+++ DATA SUPPLIED

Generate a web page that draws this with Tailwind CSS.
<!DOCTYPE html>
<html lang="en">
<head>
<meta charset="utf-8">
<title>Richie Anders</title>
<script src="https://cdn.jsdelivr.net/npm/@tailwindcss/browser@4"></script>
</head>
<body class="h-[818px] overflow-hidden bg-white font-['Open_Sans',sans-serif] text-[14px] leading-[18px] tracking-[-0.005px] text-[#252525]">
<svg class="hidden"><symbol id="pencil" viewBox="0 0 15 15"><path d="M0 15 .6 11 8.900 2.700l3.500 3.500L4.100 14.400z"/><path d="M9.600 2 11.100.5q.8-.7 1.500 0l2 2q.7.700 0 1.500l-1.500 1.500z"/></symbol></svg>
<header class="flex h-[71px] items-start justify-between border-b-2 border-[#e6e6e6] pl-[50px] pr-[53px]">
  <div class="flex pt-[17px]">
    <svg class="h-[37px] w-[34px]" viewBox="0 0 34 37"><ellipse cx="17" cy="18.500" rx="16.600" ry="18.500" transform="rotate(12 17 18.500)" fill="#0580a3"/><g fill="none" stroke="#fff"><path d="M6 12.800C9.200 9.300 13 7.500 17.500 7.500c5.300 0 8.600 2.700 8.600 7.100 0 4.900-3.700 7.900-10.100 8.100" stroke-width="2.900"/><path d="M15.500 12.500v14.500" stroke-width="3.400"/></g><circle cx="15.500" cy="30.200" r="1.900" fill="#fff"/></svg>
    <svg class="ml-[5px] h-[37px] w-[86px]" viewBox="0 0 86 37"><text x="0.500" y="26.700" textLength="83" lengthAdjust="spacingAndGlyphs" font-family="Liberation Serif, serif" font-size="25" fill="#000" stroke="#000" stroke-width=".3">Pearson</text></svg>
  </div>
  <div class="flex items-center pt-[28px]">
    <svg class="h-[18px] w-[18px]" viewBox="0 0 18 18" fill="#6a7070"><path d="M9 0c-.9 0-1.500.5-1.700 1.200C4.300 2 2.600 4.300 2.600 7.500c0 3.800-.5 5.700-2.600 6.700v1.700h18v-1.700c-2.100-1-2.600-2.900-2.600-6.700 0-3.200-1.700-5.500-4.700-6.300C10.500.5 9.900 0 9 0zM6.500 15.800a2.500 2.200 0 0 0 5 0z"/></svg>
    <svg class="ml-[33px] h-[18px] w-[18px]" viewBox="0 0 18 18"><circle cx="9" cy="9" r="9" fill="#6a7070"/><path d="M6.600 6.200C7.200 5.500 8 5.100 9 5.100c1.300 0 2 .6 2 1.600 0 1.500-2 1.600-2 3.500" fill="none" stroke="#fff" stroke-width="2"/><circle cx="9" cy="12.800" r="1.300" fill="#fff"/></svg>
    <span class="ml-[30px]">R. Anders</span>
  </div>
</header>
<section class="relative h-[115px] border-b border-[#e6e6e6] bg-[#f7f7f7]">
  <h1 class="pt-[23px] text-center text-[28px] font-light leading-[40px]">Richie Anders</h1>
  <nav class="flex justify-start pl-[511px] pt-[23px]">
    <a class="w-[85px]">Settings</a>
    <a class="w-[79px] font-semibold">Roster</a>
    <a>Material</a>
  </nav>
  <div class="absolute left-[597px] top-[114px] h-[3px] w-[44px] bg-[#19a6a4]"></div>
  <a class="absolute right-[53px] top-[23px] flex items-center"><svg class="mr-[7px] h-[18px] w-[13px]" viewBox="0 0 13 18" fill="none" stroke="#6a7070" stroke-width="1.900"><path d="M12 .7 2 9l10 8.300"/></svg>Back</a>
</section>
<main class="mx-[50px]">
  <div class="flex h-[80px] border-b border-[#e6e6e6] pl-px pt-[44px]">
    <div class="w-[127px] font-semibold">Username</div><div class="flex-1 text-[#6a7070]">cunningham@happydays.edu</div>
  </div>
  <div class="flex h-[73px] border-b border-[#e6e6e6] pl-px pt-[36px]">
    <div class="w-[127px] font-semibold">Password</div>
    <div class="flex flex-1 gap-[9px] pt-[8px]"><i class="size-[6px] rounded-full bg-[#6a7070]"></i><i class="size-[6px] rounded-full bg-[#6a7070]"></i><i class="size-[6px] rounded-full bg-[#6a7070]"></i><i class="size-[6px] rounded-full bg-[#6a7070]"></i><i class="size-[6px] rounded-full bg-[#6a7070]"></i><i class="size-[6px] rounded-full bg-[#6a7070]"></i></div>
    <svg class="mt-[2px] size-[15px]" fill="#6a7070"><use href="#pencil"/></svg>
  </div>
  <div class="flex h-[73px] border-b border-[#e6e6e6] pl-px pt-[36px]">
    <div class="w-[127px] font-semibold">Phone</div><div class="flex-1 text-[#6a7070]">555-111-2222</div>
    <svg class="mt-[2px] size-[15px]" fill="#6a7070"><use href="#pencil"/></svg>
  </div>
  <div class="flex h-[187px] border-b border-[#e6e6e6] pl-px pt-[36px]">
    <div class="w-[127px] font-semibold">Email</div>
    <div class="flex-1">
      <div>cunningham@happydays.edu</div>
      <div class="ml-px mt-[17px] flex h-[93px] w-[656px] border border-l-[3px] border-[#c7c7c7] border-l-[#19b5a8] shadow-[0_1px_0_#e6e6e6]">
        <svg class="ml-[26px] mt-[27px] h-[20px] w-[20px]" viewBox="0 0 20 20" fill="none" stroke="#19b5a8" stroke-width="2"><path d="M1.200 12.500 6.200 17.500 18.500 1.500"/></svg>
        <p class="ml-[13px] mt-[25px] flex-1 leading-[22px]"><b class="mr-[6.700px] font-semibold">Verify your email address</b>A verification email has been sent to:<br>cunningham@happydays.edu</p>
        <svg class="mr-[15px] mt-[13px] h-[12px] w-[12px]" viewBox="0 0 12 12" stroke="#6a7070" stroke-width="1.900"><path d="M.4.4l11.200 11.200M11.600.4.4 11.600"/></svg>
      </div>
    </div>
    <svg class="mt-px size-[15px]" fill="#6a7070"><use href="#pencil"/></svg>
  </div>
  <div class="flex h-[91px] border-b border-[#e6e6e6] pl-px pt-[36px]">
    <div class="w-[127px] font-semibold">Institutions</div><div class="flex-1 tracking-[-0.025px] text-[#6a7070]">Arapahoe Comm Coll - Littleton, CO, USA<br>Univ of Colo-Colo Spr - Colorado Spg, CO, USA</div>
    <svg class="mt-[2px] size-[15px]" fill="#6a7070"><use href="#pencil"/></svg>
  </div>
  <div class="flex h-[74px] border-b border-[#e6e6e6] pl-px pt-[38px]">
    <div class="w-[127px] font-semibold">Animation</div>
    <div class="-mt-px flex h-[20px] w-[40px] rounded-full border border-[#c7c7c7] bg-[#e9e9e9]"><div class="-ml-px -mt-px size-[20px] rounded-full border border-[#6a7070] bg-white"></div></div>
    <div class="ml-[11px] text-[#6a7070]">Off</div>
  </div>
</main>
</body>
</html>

++++++
+++ DATA SUPPLIED

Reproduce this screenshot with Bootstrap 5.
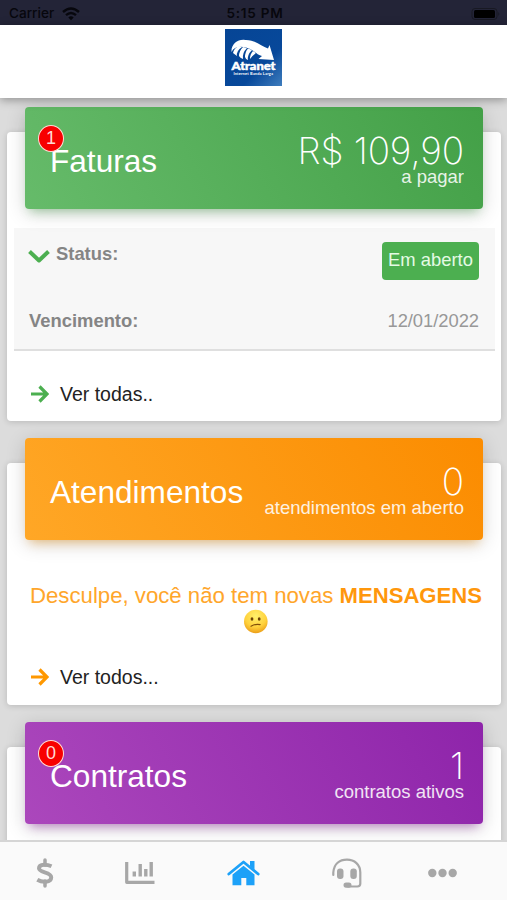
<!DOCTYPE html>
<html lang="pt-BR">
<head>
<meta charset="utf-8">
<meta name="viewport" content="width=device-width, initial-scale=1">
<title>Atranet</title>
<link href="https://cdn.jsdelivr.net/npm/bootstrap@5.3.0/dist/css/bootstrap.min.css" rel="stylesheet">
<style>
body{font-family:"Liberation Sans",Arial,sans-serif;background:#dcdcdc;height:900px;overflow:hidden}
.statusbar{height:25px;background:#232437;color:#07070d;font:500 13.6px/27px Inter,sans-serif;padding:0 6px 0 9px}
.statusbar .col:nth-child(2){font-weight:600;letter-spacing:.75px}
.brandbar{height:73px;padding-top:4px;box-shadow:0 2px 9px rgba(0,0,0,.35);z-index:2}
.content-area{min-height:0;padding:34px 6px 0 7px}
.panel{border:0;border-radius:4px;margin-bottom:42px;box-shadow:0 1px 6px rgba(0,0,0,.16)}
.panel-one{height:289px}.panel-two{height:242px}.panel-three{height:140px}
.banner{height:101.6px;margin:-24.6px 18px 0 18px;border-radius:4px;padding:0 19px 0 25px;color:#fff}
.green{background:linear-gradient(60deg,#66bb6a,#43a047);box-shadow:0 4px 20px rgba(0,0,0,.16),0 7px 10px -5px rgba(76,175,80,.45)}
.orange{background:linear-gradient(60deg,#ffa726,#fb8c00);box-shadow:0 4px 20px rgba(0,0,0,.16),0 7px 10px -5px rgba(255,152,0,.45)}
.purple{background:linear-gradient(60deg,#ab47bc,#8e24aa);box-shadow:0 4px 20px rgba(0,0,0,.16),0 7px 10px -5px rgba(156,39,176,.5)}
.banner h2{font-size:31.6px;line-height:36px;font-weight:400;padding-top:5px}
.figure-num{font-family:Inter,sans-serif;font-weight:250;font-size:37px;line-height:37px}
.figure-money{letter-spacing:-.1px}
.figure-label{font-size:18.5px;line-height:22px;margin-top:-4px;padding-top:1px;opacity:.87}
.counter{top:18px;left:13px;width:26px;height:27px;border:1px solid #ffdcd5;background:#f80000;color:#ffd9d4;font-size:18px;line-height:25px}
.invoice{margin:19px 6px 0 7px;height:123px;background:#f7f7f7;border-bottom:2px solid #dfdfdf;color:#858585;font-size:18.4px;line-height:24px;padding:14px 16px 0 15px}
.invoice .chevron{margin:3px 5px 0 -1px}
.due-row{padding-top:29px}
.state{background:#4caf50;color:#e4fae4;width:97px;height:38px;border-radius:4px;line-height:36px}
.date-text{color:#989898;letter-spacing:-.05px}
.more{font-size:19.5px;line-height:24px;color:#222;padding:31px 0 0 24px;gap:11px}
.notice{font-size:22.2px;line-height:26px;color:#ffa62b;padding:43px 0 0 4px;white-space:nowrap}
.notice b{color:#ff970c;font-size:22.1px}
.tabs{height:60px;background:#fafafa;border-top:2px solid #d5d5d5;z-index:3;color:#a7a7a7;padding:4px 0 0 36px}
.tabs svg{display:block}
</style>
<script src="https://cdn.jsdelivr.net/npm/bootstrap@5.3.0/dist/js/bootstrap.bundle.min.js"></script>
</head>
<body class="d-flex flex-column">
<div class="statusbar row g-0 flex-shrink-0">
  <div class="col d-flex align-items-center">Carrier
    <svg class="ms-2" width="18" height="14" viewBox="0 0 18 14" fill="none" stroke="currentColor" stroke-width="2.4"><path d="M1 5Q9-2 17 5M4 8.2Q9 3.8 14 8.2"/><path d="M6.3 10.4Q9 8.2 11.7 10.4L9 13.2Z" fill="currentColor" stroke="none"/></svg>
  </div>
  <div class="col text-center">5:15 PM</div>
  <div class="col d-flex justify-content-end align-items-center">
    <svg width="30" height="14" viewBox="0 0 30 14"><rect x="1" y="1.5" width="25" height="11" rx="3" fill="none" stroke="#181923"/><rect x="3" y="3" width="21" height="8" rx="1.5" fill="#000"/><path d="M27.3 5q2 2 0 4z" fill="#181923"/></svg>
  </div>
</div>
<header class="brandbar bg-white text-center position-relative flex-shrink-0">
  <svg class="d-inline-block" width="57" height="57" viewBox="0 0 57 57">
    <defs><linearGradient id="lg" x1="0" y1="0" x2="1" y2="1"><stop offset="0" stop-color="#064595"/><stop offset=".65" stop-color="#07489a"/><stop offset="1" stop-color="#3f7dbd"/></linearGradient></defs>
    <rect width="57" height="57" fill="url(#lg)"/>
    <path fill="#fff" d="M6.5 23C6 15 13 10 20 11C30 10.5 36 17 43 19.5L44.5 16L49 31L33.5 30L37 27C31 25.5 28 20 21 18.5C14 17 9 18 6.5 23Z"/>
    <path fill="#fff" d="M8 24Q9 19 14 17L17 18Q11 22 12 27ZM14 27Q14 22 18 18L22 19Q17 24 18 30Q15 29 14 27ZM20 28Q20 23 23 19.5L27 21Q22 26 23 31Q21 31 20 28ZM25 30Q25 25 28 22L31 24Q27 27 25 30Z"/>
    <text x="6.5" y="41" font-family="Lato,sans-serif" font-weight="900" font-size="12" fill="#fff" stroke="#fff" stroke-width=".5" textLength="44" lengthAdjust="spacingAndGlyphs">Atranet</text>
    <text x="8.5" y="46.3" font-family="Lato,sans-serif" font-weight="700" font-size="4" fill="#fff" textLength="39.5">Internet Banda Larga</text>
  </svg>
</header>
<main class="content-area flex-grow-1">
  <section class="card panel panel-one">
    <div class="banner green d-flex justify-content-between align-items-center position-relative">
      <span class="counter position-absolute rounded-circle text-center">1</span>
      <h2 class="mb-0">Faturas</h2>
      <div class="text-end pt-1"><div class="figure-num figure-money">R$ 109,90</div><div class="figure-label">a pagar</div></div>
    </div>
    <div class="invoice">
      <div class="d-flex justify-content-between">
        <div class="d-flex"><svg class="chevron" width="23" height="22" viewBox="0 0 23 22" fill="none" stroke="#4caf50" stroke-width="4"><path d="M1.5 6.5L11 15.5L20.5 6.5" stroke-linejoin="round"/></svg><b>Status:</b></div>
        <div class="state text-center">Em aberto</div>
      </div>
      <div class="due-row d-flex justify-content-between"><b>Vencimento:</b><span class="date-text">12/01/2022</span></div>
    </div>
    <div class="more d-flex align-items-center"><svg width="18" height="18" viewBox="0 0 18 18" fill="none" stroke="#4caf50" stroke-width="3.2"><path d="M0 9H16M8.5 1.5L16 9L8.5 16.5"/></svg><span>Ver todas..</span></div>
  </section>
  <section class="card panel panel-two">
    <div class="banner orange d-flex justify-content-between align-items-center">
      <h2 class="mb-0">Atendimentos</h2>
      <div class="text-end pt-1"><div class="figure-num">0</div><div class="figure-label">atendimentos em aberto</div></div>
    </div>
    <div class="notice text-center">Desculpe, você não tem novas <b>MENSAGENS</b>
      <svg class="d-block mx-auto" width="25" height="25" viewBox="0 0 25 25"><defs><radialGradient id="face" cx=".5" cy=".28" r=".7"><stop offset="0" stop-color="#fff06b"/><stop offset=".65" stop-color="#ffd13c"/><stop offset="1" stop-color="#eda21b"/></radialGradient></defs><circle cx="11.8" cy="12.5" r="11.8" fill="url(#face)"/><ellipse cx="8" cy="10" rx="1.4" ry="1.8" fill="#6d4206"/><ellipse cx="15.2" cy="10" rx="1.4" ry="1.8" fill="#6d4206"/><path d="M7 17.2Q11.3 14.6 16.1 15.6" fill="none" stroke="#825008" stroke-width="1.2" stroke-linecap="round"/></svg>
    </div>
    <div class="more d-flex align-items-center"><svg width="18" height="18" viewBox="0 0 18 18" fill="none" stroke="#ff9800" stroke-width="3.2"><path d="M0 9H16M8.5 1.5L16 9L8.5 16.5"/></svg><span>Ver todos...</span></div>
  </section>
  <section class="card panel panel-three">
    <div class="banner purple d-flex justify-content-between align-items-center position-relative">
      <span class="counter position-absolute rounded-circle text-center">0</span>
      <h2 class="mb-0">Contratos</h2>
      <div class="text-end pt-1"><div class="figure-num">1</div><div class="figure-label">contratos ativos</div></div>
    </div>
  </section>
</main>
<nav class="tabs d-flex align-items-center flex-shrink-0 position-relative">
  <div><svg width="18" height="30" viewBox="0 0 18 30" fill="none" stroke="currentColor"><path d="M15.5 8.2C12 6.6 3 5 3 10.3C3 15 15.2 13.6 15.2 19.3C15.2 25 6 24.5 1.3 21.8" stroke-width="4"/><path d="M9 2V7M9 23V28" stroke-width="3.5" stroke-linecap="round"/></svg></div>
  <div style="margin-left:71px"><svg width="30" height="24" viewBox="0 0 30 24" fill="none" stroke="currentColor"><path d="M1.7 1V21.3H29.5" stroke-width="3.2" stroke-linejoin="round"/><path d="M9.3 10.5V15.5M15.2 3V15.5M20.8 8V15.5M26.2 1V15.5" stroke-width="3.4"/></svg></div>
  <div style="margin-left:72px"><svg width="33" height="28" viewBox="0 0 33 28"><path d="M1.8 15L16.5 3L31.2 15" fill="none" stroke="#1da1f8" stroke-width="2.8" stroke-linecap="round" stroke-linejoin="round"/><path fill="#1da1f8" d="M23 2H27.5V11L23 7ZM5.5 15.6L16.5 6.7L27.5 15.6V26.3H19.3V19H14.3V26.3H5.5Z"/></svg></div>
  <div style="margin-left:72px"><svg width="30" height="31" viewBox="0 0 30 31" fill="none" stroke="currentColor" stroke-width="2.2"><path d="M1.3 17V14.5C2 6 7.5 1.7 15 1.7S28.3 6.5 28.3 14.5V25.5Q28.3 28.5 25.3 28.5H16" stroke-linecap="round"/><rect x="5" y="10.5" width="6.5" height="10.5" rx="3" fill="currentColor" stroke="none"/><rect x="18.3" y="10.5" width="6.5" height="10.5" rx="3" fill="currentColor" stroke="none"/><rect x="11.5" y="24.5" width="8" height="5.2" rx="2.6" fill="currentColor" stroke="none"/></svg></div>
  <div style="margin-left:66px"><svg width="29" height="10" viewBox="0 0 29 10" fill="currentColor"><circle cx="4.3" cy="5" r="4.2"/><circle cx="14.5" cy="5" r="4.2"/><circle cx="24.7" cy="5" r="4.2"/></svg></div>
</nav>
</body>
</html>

++++++

Return each line that includes "with".

== WRITTEN ANSWER ==
Generate a web page that draws this with Tailwind CSS.
Reproduce this screenshot with Bootstrap 5.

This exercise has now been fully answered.